Recorded information:
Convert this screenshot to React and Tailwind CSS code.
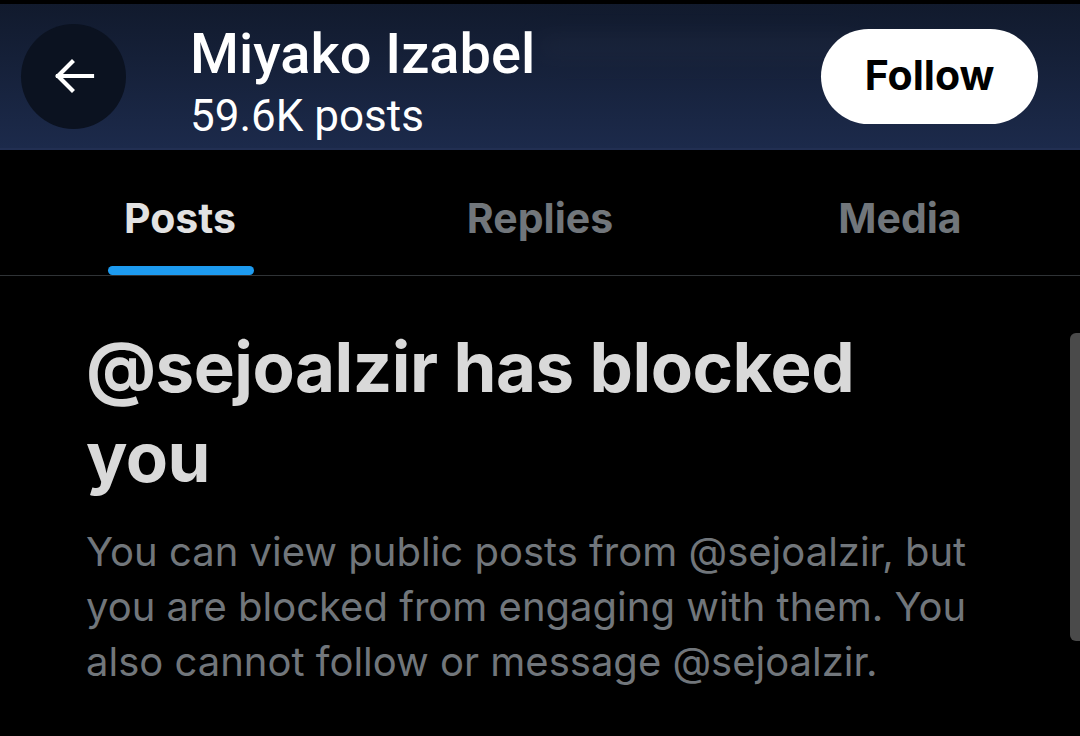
import React from "react";

export default function App() {
  return (
    <div className="w-[1080px] h-[736px] bg-black overflow-hidden relative" style={{ fontFamily: "Inter, 'Open Sans', sans-serif" }}>
      <div className="h-[4px] bg-black" />
      <header className="h-[146px] bg-gradient-to-b from-[#111a2d] to-[#1c2a4b] border-b-2 border-[#222f52] flex items-center pl-[21px] pr-[42px] relative">
        <div className="absolute left-[540px] top-[36px] w-[320px] h-[14px] bg-[#2a3248] opacity-40 blur-md" />
        <button className="w-[105px] h-[105px] rounded-full bg-[#0b1220] flex items-center justify-center shrink-0">
          <svg width="48" height="48" viewBox="0 0 48 48" fill="none" stroke="white" strokeWidth="4.2" strokeLinecap="square" strokeLinejoin="miter">
            <path d="M42 24H8" />
            <path d="M22 10L8 24l14 14" />
          </svg>
        </button>
        <div className="ml-[64px] self-start mt-[18px] flex flex-col relative" style={{ fontFamily: "Roboto, sans-serif" }}>
          <div className="text-white text-[56px] leading-[64px] font-medium">Miyako Izabel</div>
          <div className="text-white text-[44px] leading-[48px] mt-[6px]">59.6K posts</div>
        </div>
        <div className="flex-1" />
        <button className="w-[217px] h-[95px] rounded-full bg-white text-black text-[41px] font-bold relative">Follow</button>
      </header>
      <nav className="h-[126px] flex border-b border-[#2f3336]">
        <div className="w-[360px] flex flex-col items-center pt-[43px]">
          <span className="text-[#e2e2e2] text-[41px] leading-[50px] font-bold">Posts</span>
          <div className="w-[146px] h-[9px] rounded-full bg-[#1d9bf0] mt-[23px] ml-[2px]" />
        </div>
        <div className="w-[360px] flex flex-col items-center pt-[43px]">
          <span className="text-[#71767b] text-[41px] leading-[50px] font-bold">Replies</span>
        </div>
        <div className="w-[360px] flex flex-col items-center pt-[43px]">
          <span className="text-[#71767b] text-[41px] leading-[50px] font-bold">Media</span>
        </div>
      </nav>
      <main className="pl-[86px] pt-[46px]">
        <h1 className="text-[#d9d9d9] text-[69px] leading-[90px] font-bold tracking-[-0.5px] w-[880px]">@sejoalzir has blocked you</h1>
        <p className="text-[#71767b] text-[40px] leading-[55px] mt-[22px] w-[900px]">You can view public posts from @sejoalzir, but you are blocked from engaging with them. You also cannot follow or message @sejoalzir.</p>
      </main>
      <div className="absolute right-0 top-[333px] w-[10px] h-[308px] rounded-l-[6px] bg-[#4a4a4a]" />
    </div>
  );
}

What to work on:
Starting with the first line of the data above and ending with the line containing "import React from", please restate every line exactly, leaving images out.

The reply:
Convert this screenshot to React and Tailwind CSS code.
import React from "react";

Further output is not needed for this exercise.